The -XXaggressive flag

From one time to another we discover customers using the undocumented and experimental -XXaggressive flag for JRockit. This flag is a wrapper for other flags that tell JRockit to perform at high speed and try to reach a stable state as soon as possible. The cost of this is more resource use at startup. The parameters that this option modifies are subject to change from release to release. Because of its experimental nature, the frivolous use of -XXaggressive is discouraged. However, it can be useful to try as one of many different setups when doing profiling. Use this flag at your own risk.

Too many finalizers

Finalizers are, as we have already discussed in Chapter 3, unsafe in that they can resurrect objects and interfere with the GC. They usually incur processing overhead in the JVM as well.

Objects waiting for finalization have to be kept track of separately by the garbage collector. There is also call overhead when the finalize method is invoked (not to mention the execution time of the finalize method itself, if it does something fairly complex). Finalizers should simply be avoided.

Too many reference objects

As with finalizers, the garbage collector has to treat soft, weak, and phantom references specially. Although all of these can provide great aid in, for example, simplifying a cache implementation, too many live Reference objects will make the garbage collector run slower. A Reference object is usually a magnitude more expensive than a normal object (strong reference) to bookkeep.

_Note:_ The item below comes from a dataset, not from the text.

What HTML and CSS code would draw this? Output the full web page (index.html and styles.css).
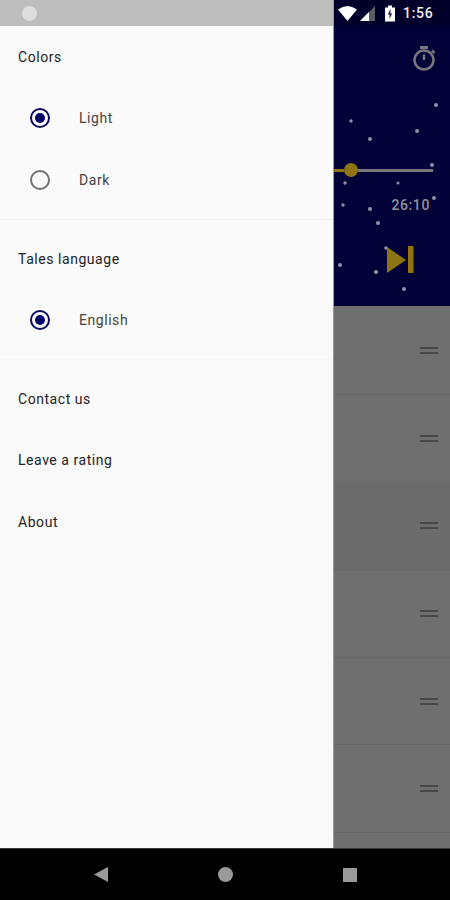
FILE: index.html
```html
<!DOCTYPE html>
<html lang="en">
<head>
  <meta charset="UTF-8">
  <meta name="viewport" content="width=device-width, initial-scale=1.0">
  <title>Tales</title>
  <link rel="stylesheet" href="styles.css">
</head>
<body>

  <div class="screen">
    <!-- Drawer -->
    <div class="drawer">
      <div class="drawer-status"><span class="status-dot"></span></div>
      <div class="menu">
        <div class="menu-row">Colors</div>
        <div class="menu-row radio-row"><span class="radio checked"></span>Light</div>
        <div class="menu-row radio-row"><span class="radio"></span>Dark</div>
        <div class="divider"></div>
        <div class="menu-row">Tales language</div>
        <div class="menu-row radio-row"><span class="radio checked"></span>English</div>
        <div class="divider faint"></div>
        <div class="menu-row">Contact us</div>
        <div class="menu-row">Leave a rating</div>
        <div class="menu-row">About</div>
      </div>
    </div>

    <!-- Dimmed app behind the drawer -->
    <div class="app">
      <div class="status-bar">
        <svg class="status-icons" width="60" height="18" viewBox="0 0 60 18">
          <path d="M0 5.5 Q9.500 -1.500 19 5.500 L9.500 17 Z" fill="#fff"/>
          <path d="M22 17 L37 2 V17 Z" fill="#5c5c66"/>
          <path d="M22 17 L31 8 V17 Z" fill="#fff"/>
          <path d="M47 3.500 H50 V1.500 H54 V3.500 H57 V17.500 H47 Z" fill="#fff"/>
          <path d="M52.500 5 L49.800 10.500 H51.500 V15 L54.200 9.500 H52.500 Z" fill="#20203a"/>
        </svg>
        <span class="clock">1:56</span>
      </div>

      <div class="toolbar">
        <svg width="24" height="26" viewBox="0 0 24 26">
          <path d="M8 1.500 H16" stroke="#77777c" stroke-width="3" fill="none"/>
          <circle cx="12" cy="14" r="9.500" stroke="#77777c" stroke-width="2.500" fill="none"/>
          <path d="M12 8.500 V14" stroke="#77777c" stroke-width="2.500" fill="none"/>
          <path d="M20 4.500 L22.500 7" stroke="#77777c" stroke-width="2.500" fill="none"/>
        </svg>
      </div>

      <div class="player">
        <svg class="stars" width="117" height="216" viewBox="0 0 117 216">
          <g fill="#8f90ad">
            <circle cx="103" cy="15" r="2"/>
            <circle cx="18" cy="31" r="1.700"/>
            <circle cx="37" cy="49" r="2"/>
            <circle cx="84" cy="41" r="2"/>
            <circle cx="99" cy="75" r="2"/>
            <circle cx="12" cy="93" r="1.700"/>
            <circle cx="65" cy="93" r="1.500"/>
            <circle cx="10" cy="115" r="1.700"/>
            <circle cx="37" cy="119" r="2"/>
            <circle cx="45" cy="133" r="2"/>
            <circle cx="101" cy="108" r="2"/>
            <circle cx="53" cy="158" r="1.800"/>
            <circle cx="7" cy="175" r="2"/>
            <circle cx="43" cy="182" r="2"/>
            <circle cx="71" cy="199" r="2"/>
          </g>
        </svg>
        <div class="slider">
          <span class="slider-fill"></span>
          <span class="slider-thumb"></span>
          <span class="slider-track"></span>
        </div>
        <div class="time">26:10</div>
        <svg class="skip" width="28" height="28" viewBox="0 0 28 28">
          <path d="M1 1 L20 14 L1 27 Z" fill="#8f7414"/>
          <rect x="22" y="0" width="5.500" height="27" fill="#8f7414"/>
        </svg>
      </div>

      <div class="list">
        <div class="list-row"><span class="handle"></span></div>
        <div class="list-row"><span class="handle"></span></div>
        <div class="list-row darker"><span class="handle"></span></div>
        <div class="list-row"><span class="handle"></span></div>
        <div class="list-row"><span class="handle"></span></div>
        <div class="list-row"><span class="handle"></span></div>
        <div class="list-row"></div>
      </div>
    </div>
  </div>

  <!-- Navigation bar -->
  <div class="nav-bar">
    <svg width="14" height="15" viewBox="0 0 14 15"><path d="M14 0 V15 L0 7.500 Z" fill="#9a9a9a"/></svg>
    <span class="nav-circle"></span>
    <span class="nav-square"></span>
  </div>

</body>
</html>
```

FILE: styles.css
```css
* {
  box-sizing: border-box;
}

html, body {
  margin: 0;
  padding: 0;
}

body {
  width: 450px;
  height: 900px;
  display: flex;
  flex-direction: column;
  overflow: hidden;
  font-family: Roboto, "Liberation Sans", sans-serif;
  background: #000;
}

.screen {
  flex: 1;
  display: flex;
  min-height: 0;
}

/* Drawer */
.drawer {
  width: 333px;
  background: #fafafa;
}

.drawer-status {
  height: 26px;
  background: #bdbdbd;
  display: flex;
  align-items: center;
  padding-left: 22px;
}

.status-dot {
  width: 15px;
  height: 15px;
  border-radius: 50%;
  background: #dedede;
}

.menu-row {
  height: 61.5px;
  display: flex;
  align-items: center;
  padding-left: 18px;
  font-size: 14px;
  letter-spacing: 0.55px;
  color: #222;
}

.radio-row {
  padding-left: 30px;
  color: #444;
}

.radio {
  width: 20px;
  height: 20px;
  margin-right: 29px;
  border: 2px solid #707070;
  border-radius: 50%;
}

.radio.checked {
  border-color: #0a0a5c;
  padding: 3px;
  background: #00006a content-box;
}

.divider {
  height: 1px;
  margin: 8px 0 8.5px;
  background: #f0f0f0;
}

.divider.faint {
  margin-bottom: 8px;
  background: #f6f6f6;
}

/* App behind the drawer */
.app {
  flex: 1;
  min-width: 0;
  display: flex;
  flex-direction: column;
  border-left: 1px solid #9a9a9a;
}

.status-bar {
  height: 26px;
  display: flex;
  align-items: center;
  padding-left: 4px;
  background: #00002b;
}

.status-icons {
  flex: none;
}

.clock {
  margin-left: 5px;
  font-size: 14px;
  font-weight: 500;
  letter-spacing: 0.7px;
  color: #eee;
}

.toolbar {
  height: 64px;
  display: flex;
  justify-content: flex-end;
  padding: 20px 14px 0 0;
  background: #020138;
}

.player {
  position: relative;
  height: 216px;
  padding-top: 73px;
  background: #020138;
}

.stars {
  position: absolute;
  top: 0;
  left: -1px;
}

.slider {
  position: relative;
  height: 14px;
  margin-right: 17px;
  display: flex;
  align-items: center;
}

.slider-fill {
  width: 10px;
  height: 3px;
  background: #8f7414;
}

.slider-thumb {
  width: 14px;
  height: 14px;
  border-radius: 50%;
  background: #8f7414;
}

.slider-track {
  flex: 1;
  height: 3px;
  background: #77777c;
}

.time {
  position: relative;
  height: 20px;
  margin-top: 18px;
  padding-right: 20px;
  text-align: right;
  font-size: 14px;
  font-weight: 500;
  line-height: 20px;
  letter-spacing: 0.6px;
  color: #939397;
}

.skip {
  position: relative;
  display: block;
  margin: 31px 0 0 52px;
}

.list {
  flex: 1;
  min-height: 0;
  padding-top: 1.5px;
  overflow: hidden;
  background: #6f6f6f;
}

.list-row {
  height: 87.6px;
  display: flex;
  align-items: center;
  justify-content: flex-end;
  padding-right: 12px;
  border-bottom: 1px solid #676767;
}

.list-row.darker {
  background: #6c6c6c;
}

.handle {
  width: 18px;
  height: 7px;
  border-top: 2px solid #484848;
  border-bottom: 2px solid #484848;
}

/* Navigation bar */
.nav-bar {
  height: 52px;
  flex: none;
  display: flex;
  align-items: center;
  justify-content: space-between;
  padding: 0 93px 0 94px;
  background: #000;
  border-top: 1px solid #3a3a3a;
}

.nav-circle {
  width: 15px;
  height: 15px;
  border-radius: 50%;
  background: #9a9a9a;
}

.nav-square {
  width: 14px;
  height: 14px;
  background: #9a9a9a;
}
```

To get information on Reference object processing along with garbage collections, JRockit can be started with the flag -Xverbose:refobj. Following is an example of its output:

hastur:material marcus$ java Xverbose:refobj GarbageCollectionTest
[INFO ][refobj ] [YC#1] SoftRef: Reach: 25 Act: 0 PrevAct: 0 Null: 0
[INFO ][refobj ] [YC#1] WeakRef: Reach: 103 Act: 0 PrevAct: 0 Null: 0
[INFO ][refobj ] [YC#1] Phantom: Reach: 0 Act: 0 PrevAct: 0 Null: 0
[INFO ][refobj ] [YC#1] ClearPh: Reach: 0 Act: 0 PrevAct: 0 Null: 0
[INFO ][refobj ] [YC#1] Finaliz: Reach: 12 Act: 3 PrevAct: 0 Null: 0
[INFO ][refobj ] [YC#1] WeakHnd: Reach: 217 Act: 0 PrevAct: 0 Null: 0
[INFO ][refobj ] [YC#1] SoftRef: @Mark: 25 @Preclean: 0 @FinalMark: 0
[INFO ][refobj ] [YC#1] WeakRef: @Mark: 94 @Preclean: 0 @FinalMark: 9
[INFO ][refobj ] [YC#1] Phantom: @Mark: 0 @Preclean: 0 @FinalMark: 0
[INFO ][refobj ] [YC#1] ClearPh: @Mark: 0 @Preclean: 0 @FinalMark: 0
[INFO ][refobj ] [YC#1] Finaliz: @Mark: 0 @Preclean: 0 @FinalMark: 15
[INFO ][refobj ] [YC#1] WeakHnd: @Mark: 0 @Preclean: 0 @FinalMark: 217
[INFO ][refobj ] [YC#1] SoftRef: SoftAliveOnly: 24 SoftAliveAndReach:1
[INFO ][refobj ] [YC#1] NOTE: This count only applies to a part of the heap.

The program in the previous example seems to have only a small number of Reference objects and the GC has no trouble keeping up. Beware of applications where each GC needs to handle hundreds of thousands of soft references.

Object pooling

As was discussed in the chapter on memory management, object pooling, the practice of keeping a collection of objects alive for reuse in order to reduce allocation overhead, is usually a bad idea.

Apart from interfering with GC workloads and heuristics, pooling objects will also cause objects to live longer, and thus eventually force their promotion to the old generation on the heap. This introduces extra overhead and contributes to fragmentation. Recall from Chapter 3 that large amounts of live data is a GC bottleneck and the GC is optimized to handle many objects with short life spans. Object pooling contributes both to more live data and to longer object life spans.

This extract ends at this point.